The heat transfer behavior of the mold fluxes with Al₂O₃ content ranging from 7% to 40% was studied through the IET, and the interfacial thermal resistance was estimated through numerical calculation. Some important results were summarized as following below:

• The final steady-state heat flux of Sample R0.8A7 (Al₂O₃, 7%) was 423 kW·m⁻², while it decreased to 419 kW·m⁻² (Sample R0.8A20) and then to 372 kW·m⁻² (Sample R0.8A30) when the Al₂O₃ content increased from 7% to 20% and then to 30%, respectively; however, it increased to 383 kW·m⁻² as the Al₂O₃ content was continuously increased to 40%.

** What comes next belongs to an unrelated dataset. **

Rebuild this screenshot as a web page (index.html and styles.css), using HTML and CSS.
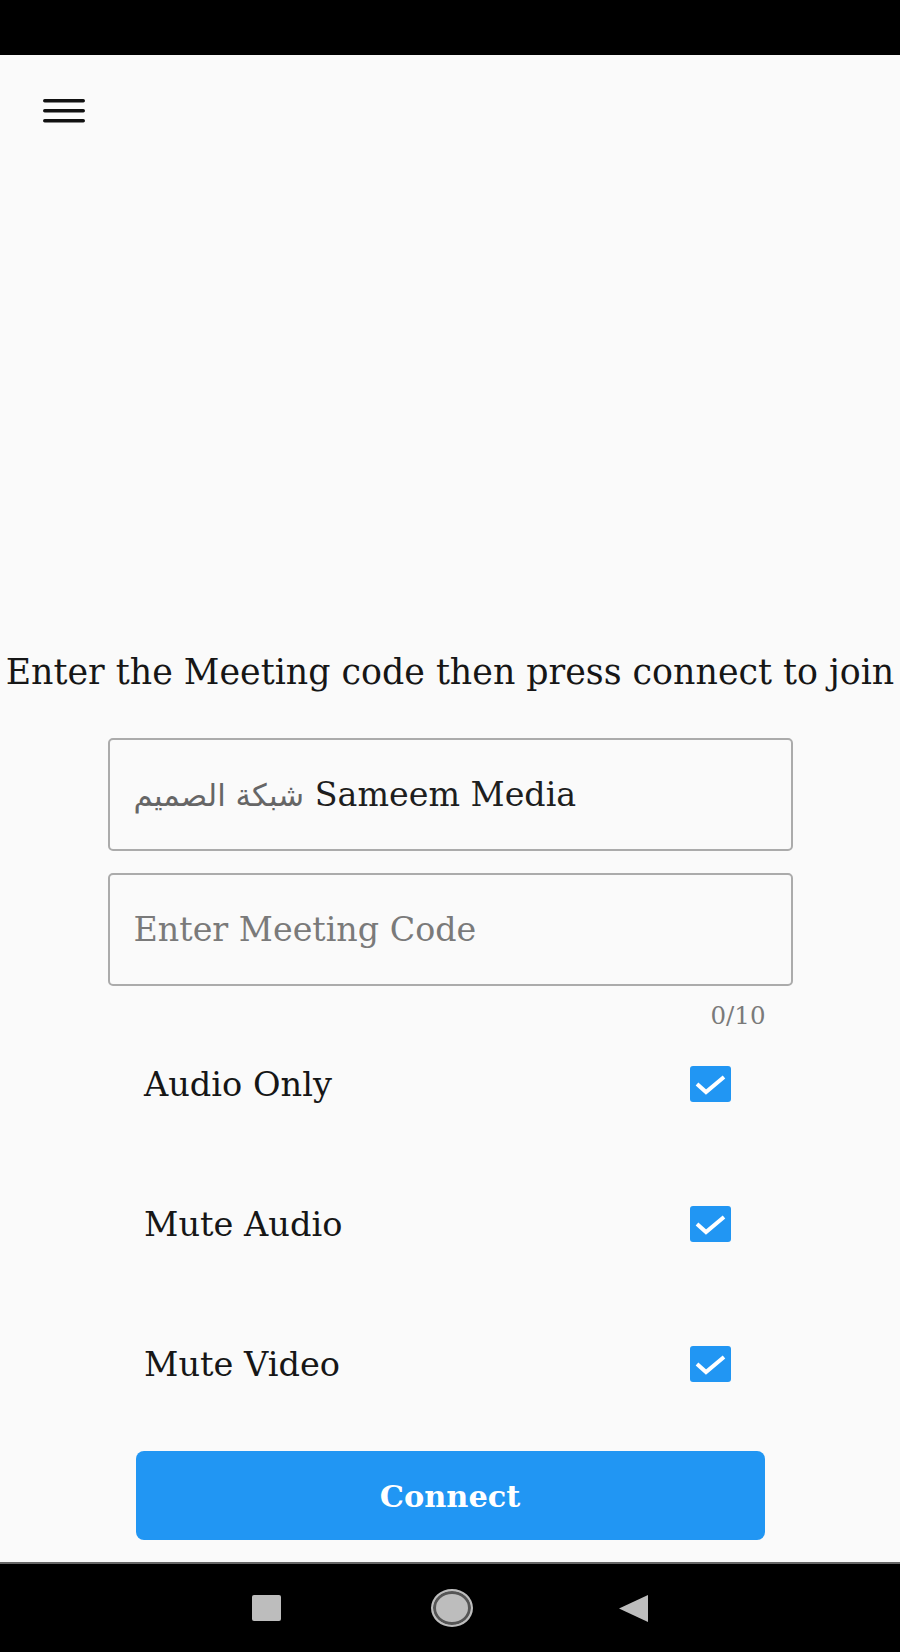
FILE: index.html
```html
<!DOCTYPE html>
<html lang="en">
<head>
<meta charset="utf-8">
<title>Join Meeting</title>
<link rel="stylesheet" href="styles.css">
</head>
<body>
<div class="screen">
  <div class="statusbar"></div>
  <main class="content">
    <header class="toolbar">
      <button class="menu" aria-label="Menu">
        <svg width="42" height="24" viewBox="0 0 42 24">
          <rect x="0" y="0" width="42" height="3.4" rx="1.7" fill="#111"/>
          <rect x="0" y="10" width="42" height="3.4" rx="1.7" fill="#111"/>
          <rect x="0" y="20" width="42" height="3.4" rx="1.7" fill="#111"/>
        </svg>
      </button>
    </header>
    <p class="prompt">Enter the Meeting code then press connect to join</p>
    <div class="form">
      <div class="field"><span class="arabic">شبكة الصميم</span>&nbsp;Sameem Media</div>
      <div class="field placeholder">Enter Meeting Code</div>
      <div class="counter">0/10</div>
      <div class="options">
        <label class="option"><span>Audio Only</span><span class="check"><svg width="41" height="36" viewBox="0 0 41 36"><path d="M7 18 L16 26 L34 11" fill="none" stroke="#fff" stroke-width="4"/></svg></span></label>
        <label class="option"><span>Mute Audio</span><span class="check"><svg width="41" height="36" viewBox="0 0 41 36"><path d="M7 18 L16 26 L34 11" fill="none" stroke="#fff" stroke-width="4"/></svg></span></label>
        <label class="option"><span>Mute Video</span><span class="check"><svg width="41" height="36" viewBox="0 0 41 36"><path d="M7 18 L16 26 L34 11" fill="none" stroke="#fff" stroke-width="4"/></svg></span></label>
      </div>
      <button class="connect">Connect</button>
    </div>
  </main>
  <nav class="navbar">
    <span class="nav-square"></span>
    <span class="nav-circle"></span>
    <svg class="nav-back" width="29" height="27" viewBox="0 0 29 27"><path d="M29 0 L29 27 L0 13.5 Z" fill="#bdbdbd"/></svg>
  </nav>
</div>
</body>
</html>
```
FILE: styles.css
```css
html, body {
  margin: 0;
  padding: 0;
  background: #000;
}
.screen {
  width: 900px;
  height: 1652px;
  display: flex;
  flex-direction: column;
  font-family: "DejaVu Serif", serif;
  color: #161616;
}
.statusbar {
  height: 55px;
  background: #000;
  flex: none;
}
.content {
  flex: 1;
  background: #fafafa;
  display: flex;
  flex-direction: column;
}
.toolbar {
  height: 112px;
  display: flex;
  align-items: center;
  padding-left: 43px;
}
.menu {
  border: 0;
  background: none;
  padding: 0;
  display: flex;
}
.prompt {
  margin: 485px 0 0;
  text-align: center;
  font-size: 34.8px;
  line-height: 40px;
  white-space: nowrap;
}
.form {
  display: flex;
  flex-direction: column;
  align-items: center;
  margin-top: 46px;
}
.field {
  box-sizing: border-box;
  width: 685px;
  height: 113px;
  border: 2px solid #ababab;
  border-radius: 5px;
  display: flex;
  align-items: center;
  padding-left: 24px;
  font-size: 33.3px;
  color: #1e1e1e;
  white-space: nowrap;
}
.field + .field {
  margin-top: 22px;
}
.arabic {
  font-family: "DejaVu Sans", sans-serif;
  font-size: 30.8px;
  color: #666;
}
.placeholder {
  color: #7a7a7a;
}
.counter {
  box-sizing: border-box;
  width: 685px;
  padding-right: 27px;
  text-align: right;
  margin-top: 18px;
  font-size: 24.5px;
  line-height: 24px;
  color: #7a7a7a;
}
.options {
  align-self: flex-start;
  width: 587px;
  margin: 38px 0 0 144px;
  display: flex;
  flex-direction: column;
  gap: 104px;
}
.option {
  height: 36px;
  display: flex;
  align-items: center;
  justify-content: space-between;
  font-size: 33.6px;
}
.check {
  width: 41px;
  height: 36px;
  border-radius: 3px;
  background: #2196f3;
  display: flex;
}
.connect {
  margin-top: 69px;
  width: 629px;
  height: 89px;
  border: 0;
  border-radius: 8px;
  background: #2196f3;
  color: #fff;
  font-family: "DejaVu Serif", serif;
  font-weight: bold;
  font-size: 30.4px;
}
.navbar {
  height: 90px;
  flex: none;
  background: #000;
  border-top: 2px solid #666;
  box-sizing: border-box;
  display: flex;
  align-items: center;
  justify-content: center;
}
.nav-square {
  width: 29px;
  height: 26px;
  background: #bdbdbd;
  border-radius: 2px;
}
.nav-circle {
  width: 42px;
  height: 38px;
  box-sizing: border-box;
  border-radius: 50%;
  border: 2px solid #bdbdbd;
  background: #bdbdbd;
  box-shadow: inset 0 0 0 3px #555;
  margin: 0 146px 0 150px;
}
.nav-back {
  display: block;
}
```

• Both crystalline layer thickness and fraction increased first, then decreased with the further addition of Al₂O₃. Additionally, it was the mold flux crystallization, together with the resulted interfacial thermal resistance, that dominated the heat transfer performance of the mold flux—not the specific precipitated crystal phase.
• The R_int increased from 9.2 × 10⁻⁴ m²·kW⁻¹ (Sample R0.8A7) to 11.0 × 10⁻⁴ m²·kW⁻¹ (Sample R0.8A20) and then to 16.0 × 10⁻⁴ m²·kW⁻¹ (Sample R0.8A30) when the addition of Al₂O₃ content increased from 7% to 20% and then to 30%, respectively; however, it decreased to 13.6 × 10⁻⁴ m²·kW⁻¹ (Sample R0.8A40) when the Al₂O₃ content reached 40%.
• The variation in the interfacial thermal resistance R_int was proportional to crystalline fraction of the mold fluxes, as the interface thermal resistance was mainly caused by the deformation and shrinkage of the mold flux during its crystallization process.